幼児の保育にしても公的な保育園で安い保育料で面倒を見ていたら財政はパンクするだろう。核家族制度の下では共働き家庭や母子家庭では幼児を面倒見る人がいない。大家族なら爺さんや婆さんが幼児の面倒を見れば、保育園が足らないと大騒ぎする必要はない。戦後のアメリカからもたらされた核家族制度には欠陥がある。
◆上坂冬子 評論家 正論8月号 平成17年度
http://ryutukenkyukai.hp.infoseek.co.jp/kazoku_katei1.html
かって「戸主」や「家督」が日本の社会の秩序の根幹にあった。それをそのまま取り戻せとはいわないが、家族や家を社会秩序の根幹とすることのどこがいけないのか。たとえば「婚姻は家族の合意に基づいて、一家の平穏を願いつつ健全な社会の礎たるべく」成立させろと書けばいいではないか。
親子の間で雑炊の盛り加減を見比べた時代はとうに終わり、衣食足りたおかげで個人は自立しすぎるほど自立している。成人男女が親を見くびり家を捨てて一人前になったと錯覚したことが、少子時代を招き介護手当ての膨張を来していることに政治家なら当然きづくべきだ。
(私のコメント)
幼児保育も老人介護も国が関与するシステムは共産主義に基づくものであり、その共産主義はソビエトの崩壊でシステム自体が崩壊している。

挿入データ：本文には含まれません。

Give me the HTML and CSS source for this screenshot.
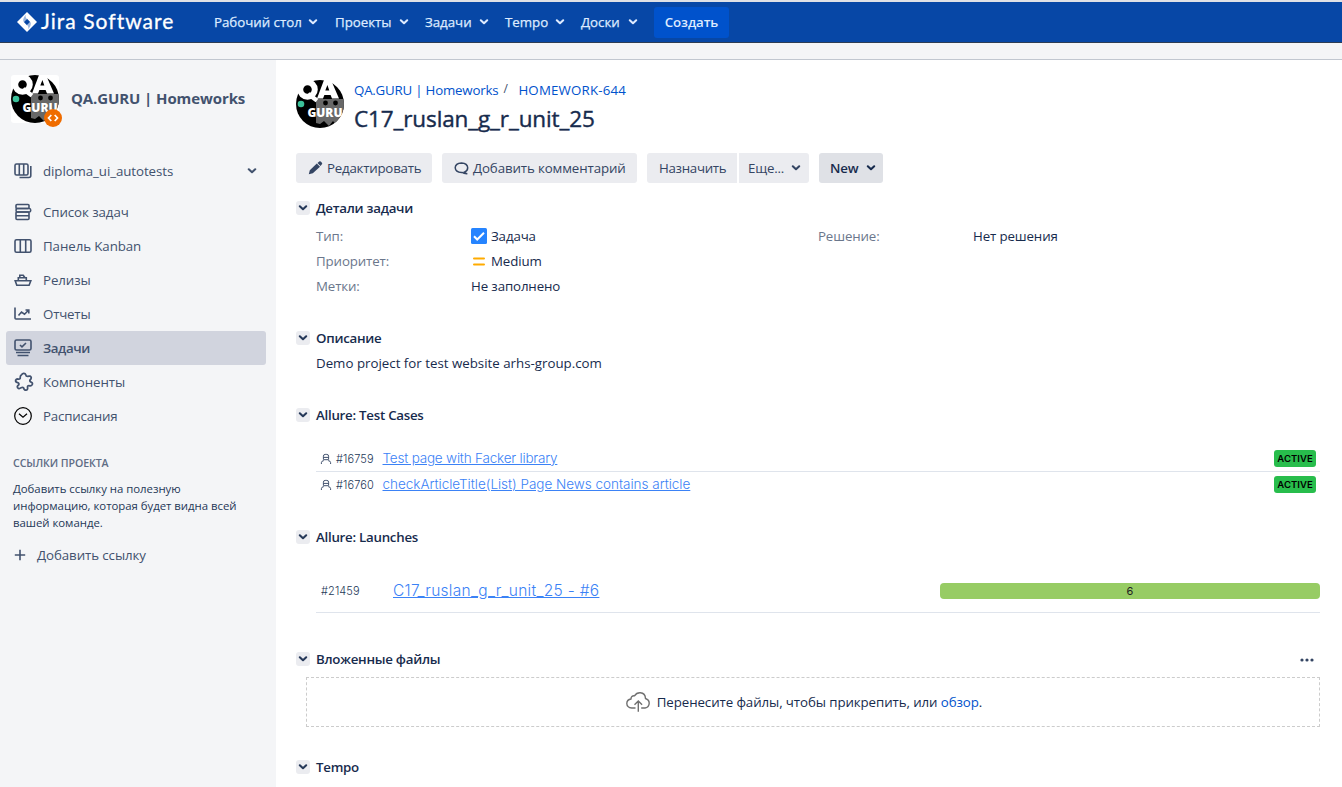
FILE: index.html
```html
<!DOCTYPE html>
<html lang="ru">
<head>
<meta charset="utf-8">
<title>HOMEWORK-644 C17_ruslan_g_r_unit_25</title>
<link rel="stylesheet" href="styles.css">
</head>
<body>
<svg class="defs" width="0" height="0">
  <symbol id="chev" viewBox="0 0 10 8"><path d="M1.800 2.300 5 5.200 8.200 2.300" fill="none" stroke="currentColor" stroke-width="2.100" stroke-linecap="round" stroke-linejoin="round"/></symbol>
  <symbol id="avatar" viewBox="0 0 48 48">
    <clipPath id="disc"><circle cx="24" cy="24" r="24"/></clipPath>
    <g clip-path="url(#disc)">
      <rect width="48" height="48" fill="#000"/>
      <path d="M20 19h28V45l-3-2.500-4 3.500-4-5-4 5-5-5-4 3-4-1z" fill="#686868"/>
      <circle cx="5" cy="24" r="3.300" fill="#3bc19a"/>
      <circle cx="29.500" cy="23" r="2.400" fill="#000"/><circle cx="39.500" cy="23" r="2.400" fill="#000"/>
    </g>
    <circle cx="11.500" cy="9.500" r="7.300" fill="none" stroke="#fff" stroke-width="6"/>
    <path d="M12 14 21 20.500" stroke="#fff" stroke-width="4.500"/>
    <path d="M21 18.500 28 0h7l8 18.500h-7l-1.400-3.500h-6.200L27 18.500zM29.300 10.500h4L31.400 5z" fill="#fff"/>
    <text x="11.500" y="36.500" class="avatar-word" textLength="35" lengthAdjust="spacingAndGlyphs">GURU</text>
  </symbol>
  <symbol id="user" viewBox="0 0 12 12"><path d="M3.400 6.500V3.200a1.800 1.800 0 0 1 1.800-1.800h1.600a1.800 1.800 0 0 1 1.800 1.800v3.300M3.400 4.400h5.200M3.400 6.700h5.200M1.400 11V9.600q0-1.700 2.400-2M10.600 11V9.600q0-1.700-2.400-2" fill="none" stroke="currentColor" stroke-width="1"/></symbol>
</svg>

<header class="topbar">
  <a class="logo"><svg width="20" height="20" viewBox="0 0 20 20"><path d="M10 0 20 10 10 20 0 10z" fill="#fff"/><path d="M10 6.800 13.200 10 10 13.200 6.800 10z" fill="#0747a6"/><path d="M10 1.500Q7.200 4 9.800 7L6.500 10Q5 6.500 10 1.500z" fill="#9db7de"/><path d="M10 18.500Q12.800 16 10.200 13L13.500 10Q15 13.500 10 18.500z" fill="#9db7de"/></svg><span>Jira Software</span></a>
  <nav class="topnav">
    <a class="n1">Рабочий стол<svg><use href="#chev"/></svg></a>
    <a class="n2">Проекты<svg><use href="#chev"/></svg></a>
    <a class="n3">Задачи<svg><use href="#chev"/></svg></a>
    <a class="n4">Tempo<svg><use href="#chev"/></svg></a>
    <a class="n5">Доски<svg><use href="#chev"/></svg></a>
  </nav>
  <button class="create">Создать</button>
</header>
<div class="announce"></div>

<div class="page">
<aside class="sidebar">
  <div class="project">
    <div class="project-pic"><svg width="48" height="48"><use href="#avatar"/></svg>
      <svg class="badge" width="18" height="18" viewBox="0 0 18 18"><circle cx="9" cy="9" r="9" fill="#ef6c00"/><path d="M7.300 6 4.500 9l2.800 3M10.700 6l2.800 3-2.800 3" fill="none" stroke="#fff" stroke-width="1.700"/></svg>
    </div>
    <span class="project-name">QA.GURU | Homeworks</span>
  </div>
  <div class="board">
    <svg width="18" height="18" viewBox="0 0 18 18" class="ico"><rect x="1" y="2" width="13" height="11" rx="1.500"/><path d="M5.300 2v11M9.700 2v11M16.800 4v9.500a2 2 0 0 1-2 2H5.500"/></svg>
    <span>diploma_ui_autotests</span><svg class="chev"><use href="#chev"/></svg>
  </div>
  <nav class="sidenav">
    <a><svg class="ico" width="18" height="18" viewBox="0 0 18 18"><rect x="2" y="1.500" width="13" height="4" rx="1"/><rect x="2" y="9" width="13" height="7.500" rx="1"/><path d="M2 12.700h13M2.500 5.500h13q1.200 0 1.200 1.700T15.500 9H2.500q-1-1.700 0-3.500"/></svg><span>Список задач</span></a>
    <a><svg class="ico" width="18" height="18" viewBox="0 0 18 18"><rect x="1" y="2.800" width="16" height="12.400" rx="1.500"/><path d="M6.300 3v12M11.700 3v12"/></svg><span>Панель Kanban</span></a>
    <a><svg class="ico" width="18" height="18" viewBox="0 0 18 18"><path d="M1.200 9.800h15.600l-1.700 4.400H2.800zM4.300 9.500V6.800h8v2.700M5.800 6.500V4.200h3.400l1.600 2.300"/></svg><span>Релизы</span></a>
    <a><svg class="ico" width="18" height="18" viewBox="0 0 18 18"><path d="M1 2.500V13q0 1 1 1h15M4.500 10.500 7.500 7l3 2.200 4-4M11.500 5h3.300v3.500"/></svg><span class="tight">Отчеты</span></a>
    <a class="on"><svg class="ico" width="18" height="18" viewBox="0 0 18 18"><rect x="1" y="1" width="16" height="10" rx="1.500"/><path d="M6 6l2 1.900 4-3.900M2 13.500h14M3.500 16.500h11"/></svg><span>Задачи</span></a>
    <a><svg class="ico comp" width="20" height="20" viewBox="0 0 18 18"><path d="M7 2.200a2 2 0 0 1 3.600.3q.2 1.500 1.700 1.500 2.700-1 3.200 1 .1 1.200-1 2-.7 1.200.5 1.900 2.200.8 1.400 2.500-.9 1.500-2.900.8-1.500.1-1.300 1.600.4 2.400-1.500 2.600-1.600 0-2-1.900-.8-1.200-2.200-.4-2 1.600-3.200.1-.9-1.600 1-2.700.5-1.500-1-1.900-2.200-.6-1.800-2.300.8-1.500 2.700-.8 1.600-.1 1.400-1.700-.2-1.600 1.400-2.600z"/></svg><span>Компоненты</span></a>
    <a><svg class="ico dark" width="18" height="18" viewBox="0 0 18 18"><circle cx="9" cy="9" r="8.300"/><path d="M5 6.800 9 10.300l4-3.500"/></svg><span class="tight">Расписания</span></a>
  </nav>
  <h4>ССЫЛКИ ПРОЕКТА</h4>
  <p class="hint"><span>Добавить ссылку на полезную</span><br><span>информацию, которая будет видна всей</span><br><span>вашей команде.</span></p>
  <a class="addlink"><svg width="12" height="12" viewBox="0 0 12 12" class="ico"><path d="M6 .8v10.400M.8 6h10.400"/></svg><span>Добавить ссылку</span></a>
</aside>

<main class="issue">
  <div class="issue-head">
    <svg width="48" height="48"><use href="#avatar"/></svg>
    <div>
      <div class="crumbs"><a class="parent">QA.GURU | Homeworks</a><i>/</i><a class="key">HOMEWORK-644</a></div>
      <h1>C17_ruslan_g_r_unit_25</h1>
    </div>
  </div>
  <div class="tools">
    <button class="b1"><svg width="15" height="14" viewBox="0 0 15 14"><path d="M.8 13.200 1.800 9.200l7-6.700 3.200 3.200L4.800 12.200zM9.500 1.900l1.700-1.500q.8-.5 1.600.1l1.100 1.200q.6.800 0 1.600l-1.400 1.600z" fill="#344563"/></svg><span>Редактировать</span></button>
    <button class="b2"><svg width="15" height="14" viewBox="0 0 15 14"><path d="M10.300 11.200Q13.700 10 13.700 6.800 13.500 2.300 7.500 2 1.300 2.300 1.200 6.800 1.500 11.200 7.500 11.500h.8q1.500 1.300 5 1.200-2.300-.4-3-1.500z" fill="none" stroke="#344563" stroke-width="1.500"/></svg><span>Добавить комментарий</span></button>
    <button class="b3"><span>Назначить</span></button>
    <button class="b4"><span>Еще...</span><svg class="chev"><use href="#chev"/></svg></button>
    <button class="b5"><span>New</span><svg class="chev"><use href="#chev"/></svg></button>
  </div>

  <section class="s-details">
    <h2><i><svg class="chev"><use href="#chev"/></svg></i><span>Детали задачи</span></h2>
    <dl>
      <dt>Тип:</dt><dd><svg width="16" height="16" viewBox="0 0 16 16"><rect width="16" height="16" rx="1.500" fill="#2684ff"/><path d="M3 8.300 6.200 11.500 13 4.800" fill="none" stroke="#fff" stroke-width="2"/></svg>Задача</dd><dt>Решение:</dt><dd>Нет решения</dd>
      <dt>Приоритет:</dt><dd><svg width="16" height="16" viewBox="0 0 16 16"><path d="M3 5.500h10M3 11.500h10" stroke="#ffab00" stroke-width="2" stroke-linecap="round"/></svg>Medium</dd><dt></dt><dd></dd>
      <dt>Метки:</dt><dd>Не заполнено</dd><dt></dt><dd></dd>
    </dl>
  </section>
  <section class="s-desc">
    <h2><i><svg class="chev"><use href="#chev"/></svg></i><span>Описание</span></h2>
    <p><span>Demo project for test website arhs-group.com</span></p>
  </section>
  <section class="s-cases">
    <h2><i><svg class="chev"><use href="#chev"/></svg></i><span>Allure: Test Cases</span></h2>
    <div class="case"><svg width="12" height="12"><use href="#user"/></svg><small>#16759</small><a class="c1">Test page with Facker library</a><b>ACTIVE</b></div>
    <div class="case"><svg width="12" height="12"><use href="#user"/></svg><small>#16760</small><a class="c2">checkArticleTitle(List) Page News contains article</a><b>ACTIVE</b></div>
  </section>
  <section class="s-launch">
    <h2><i><svg class="chev"><use href="#chev"/></svg></i><span>Allure: Launches</span></h2>
    <div class="launch"><small>#21459</small><a>C17_ruslan_g_r_unit_25 - #6</a><span class="bar">6</span></div>
  </section>
  <section class="s-files">
    <h2><i><svg class="chev"><use href="#chev"/></svg></i><span>Вложенные файлы</span><svg class="dots" width="14" height="4" viewBox="0 0 14 4"><circle cx="2" cy="2" r="1.600"/><circle cx="7" cy="2" r="1.600"/><circle cx="12" cy="2" r="1.600"/></svg></h2>
    <div class="drop"><svg width="24" height="20" viewBox="0 0 24 20"><path d="M9.500 16H5.700Q1 15.500.8 11.500 1 7.500 5 7 5 3.500 8.500 3.800 10.500.6 14.300.8 19.300 1.200 19.500 6.500 23.200 7.800 23.200 11.300 23 15.500 19 16h-3.800M12.300 19.800V9M8.500 12.700 12.300 9l3.800 3.700" fill="none" stroke="#707070" stroke-width="1.400"/></svg><span>Перенесите файлы, чтобы прикрепить, или <a>обзор</a>.</span></div>
  </section>
  <section class="s-tempo">
    <h2><i><svg class="chev"><use href="#chev"/></svg></i><span>Tempo</span></h2>
  </section>
</main>
</div>
</body>
</html>
```
FILE: styles.css
```css
* { box-sizing: border-box; }
body { margin: 0; height: 787px; overflow: hidden; background: #fff; color: #172b4d; font: 13.3px/20px "Open Sans", "Noto Sans", sans-serif; display: flex; flex-direction: column; white-space: nowrap; }
.defs { display: block; flex: none; height: 0; }
h1, h2, h4, p, dl, dd, dt { margin: 0; font-weight: 400; }
button { border: 0; padding: 0; margin: 0; font: inherit; color: inherit; letter-spacing: inherit; }
svg { flex: none; display: block; }
.avatar-word { font: 800 13px "Open Sans", sans-serif; fill: #fff; }

.topbar { flex: none; height: 43px; background: #0747a6; border-top: 2px solid #dfe1e6; border-bottom: 1px solid #2e3d54; display: flex; align-items: center; padding-left: 17px; color: #deebff; }
.logo { display: flex; align-items: center; width: 197px; gap: 4px; color: #fff; }
.logo span { font: 400 21px/24px Lato, sans-serif; letter-spacing: 1.03px; -webkit-text-stroke: .3px #fff; margin-top: -2px; }
.topnav { display: flex; -webkit-text-stroke: .25px #deebff; letter-spacing: -.02px; }
.topnav a { display: flex; align-items: center; justify-content: space-between; margin-right: 16px; }
.topnav svg, .chev { width: 10px; height: 8px; }
.n1 { width: 104px; } .n2 { width: 74px; } .n3 { width: 64px; } .n4 { width: 60px; } .n5 { width: 57px; }
.topnav .n1 { margin-right: 17px; }
.create { width: 75px; height: 31px; border-radius: 3px; background: #0052cc; font-weight: 600; letter-spacing: -.1px; }
.announce { flex: none; height: 17px; background: #f4f5f7; border-bottom: 1px solid #c1c7d0; }

.page { flex: 1; display: flex; min-height: 0; }
.sidebar { width: 276px; background: #f4f5f7; color: #42526e; flex: none; letter-spacing: -.08px; }
.project { display: flex; align-items: center; padding: 15px 0 0 11px; gap: 12px; }
.project-pic { position: relative; width: 48px; height: 48px; background: #fff; border-radius: 3px; }
.badge { position: absolute; left: 33px; top: 34px; }
.project-name { font-size: 15px; font-weight: 700; margin-top: -2px; letter-spacing: -.1px; }
.ico { fill: none; stroke: #42526e; stroke-width: 1.6; }
.board { display: flex; align-items: center; height: 34px; margin-top: 31px; padding-left: 14px; }
.board span { margin-left: 11px; width: 204px; }
.sidenav { padding: 7px 10px 0 6px; }
.sidenav a { display: flex; align-items: center; height: 34px; padding-left: 8px; gap: 11px; border-radius: 3px; }
.sidenav .on { background: #d1d4de; font-weight: 600; letter-spacing: -.4px; }
.tight { letter-spacing: -.2px; }
.comp { margin-right: -2px; }
.dark { stroke: #000; stroke-width: 1.2; }
.sidebar h4 { font-size: 10.6px; font-weight: 600; color: #5e6c84; margin: 20px 0 0 13px; }
.hint { font-size: 11.4px; line-height: 17px; margin: 7px 0 0 13px; color: #253858; letter-spacing: -.03px; }
.addlink { display: flex; align-items: center; gap: 11px; margin: 14px 0 0 14px; }

.issue { flex: 1; padding: 20px 22px 0 20px; min-width: 0; }
.issue-head { display: flex; gap: 10px; height: 48px; }
.crumbs { display: flex; color: #0052cc; }
.parent { letter-spacing: -.21px; }
.key { letter-spacing: .18px; }
.crumbs i { color: #42526e; font-style: normal; font-size: 12px; width: 20px; padding-left: 5px; line-height: 17px; }
h1 { font-size: 22.5px; line-height: 28px; margin-top: 5px; letter-spacing: -.12px; -webkit-text-stroke: .4px #172b4d; }
.tools { display: flex; margin-top: 25px; color: #344563; letter-spacing: -.12px; }
.tools button { height: 30px; background: #ebecf0; border-radius: 3px; display: flex; align-items: center; padding-left: 12px; }
.b1 { width: 136px; margin-right: 10px; gap: 4px; } .b2 { width: 195px; margin-right: 10px; gap: 4px; }
.tools .b1 { letter-spacing: -.23px; }
.tools .b3 { width: 90px; margin-right: 2px; border-radius: 3px 0 0 3px; letter-spacing: -.3px; }
.tools .b4 { width: 70px; margin-right: 10px; border-radius: 0 3px 3px 0; padding: 0 8px 0 9px; justify-content: space-between; letter-spacing: -.2px; }
.tools .b5 { width: 64px; background: #dfe1e6; padding: 0 7px 0 11px; justify-content: space-between; font-weight: 600; color: #172b4d; }
h2 { display: flex; align-items: center; height: 20px; font-size: 13.3px; font-weight: 600; letter-spacing: -.26px; }
h2 i { width: 14px; height: 14px; background: #ebecf0; border-radius: 3px; display: flex; align-items: center; justify-content: center; margin-right: 6px; color: #253858; }
.s-details { margin-top: 15px; }
dl { display: grid; grid-template-columns: 155px 347px 155px 1fr; grid-auto-rows: 25px; padding: 5px 0 0 20px; letter-spacing: -.13px; }
dt, dd { display: flex; align-items: center; gap: 4px; }
dd svg { margin-top: 1px; }
dt { color: #6b778c; }
.s-desc { margin-top: 30px; }
.s-desc p { padding: 5px 0 0 20px; }
.s-cases { margin-top: 32px; }
.s-cases h2 { margin-bottom: 21px; }
.case { display: flex; align-items: center; height: 26px; margin-left: 20px; padding: 0 4px; font-family: Inter, sans-serif; color: #42526e; border-bottom: 1px solid #dfe4ec; }
.case:last-child { border: 0; padding-bottom: 1px; }
small { font: 300 11px/20px Inter, sans-serif; color: #253858; letter-spacing: .08px; }
.case small { margin-left: 4px; width: 46.500px; }
.case a, .launch a { color: #3b82f6; text-decoration: underline; font-weight: 300; font-size: 13.5px; }
.case a { margin-top: -2px; }
.case .c1 { letter-spacing: -.2px; }
.case .c2 { letter-spacing: -.02px; }
.case b { margin-left: auto; width: 42px; height: 17px; background: #28bd4c; border-radius: 3px; font: 600 9.5px/17px Inter, sans-serif; letter-spacing: .05px; color: #000; text-align: center; }
.s-launch { margin-top: 29px; }
.launch { display: flex; align-items: center; height: 44px; margin: 22px 0 0 20px; padding-left: 5px; border-bottom: 1px solid #dfe4ec; font-family: Inter, sans-serif; }
.launch small { width: 72px; }
.launch a { font-size: 15.5px; letter-spacing: .3px; }
.bar { margin-left: auto; width: 380px; height: 16px; border-radius: 4px; background: #97cc64; font-size: 11px; line-height: 16px; text-align: center; color: #222; }
.s-files { margin-top: 36px; }
.dots { margin: 2px 6px 0 auto; fill: #344563; }
.drop { margin: 8px 0 0 10px; height: 50px; border: 1px dashed #ccc; display: flex; align-items: center; justify-content: center; gap: 7px; padding-right: 18px; letter-spacing: -.09px; }
.drop a { color: #0052cc; }
.s-tempo { margin-top: 30px; }
```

だから幼児保育も老人介護も理想としては家庭内で出来るシステムに切り替えるべきなのだ。
しかし現代のサラリーマン生活は数年おきに転勤などで引っ越さなければならないし、子供が大きくなれば学校の進学も絡んでくる。大家族で転勤で引っ越す事など不可能に近い。つまりサラリーマン社会の核家族化は必然的結果なのですが、幼児保育と老人介護は犠牲になる。
年金もいろいろ問題になっていますが、年金制度も社会主義的な制度であり、国家が管理することでズサンな管理も問題になっている。このように国家任せの制度は無責任を生み、家庭は崩壊してバラバラな家族は社会を崩壊させる。豊かな家庭なら金で補完は出来ますが、貧しい家庭は幼児保育もままならず、老人介護もおざなりになる。
だからコムスンはけしからん、社会保険庁は解体せよとか言われますが、非効率なものであり、結局は新しい形の大家族制度に戻って行くのではないだろうか? つまりはスープの冷めない距離に大家族が住めるようなシステムが一番向いていると思う。女性にとっても仕事と子育てを両立させるには、近くに両親がいると言う結果も出ている。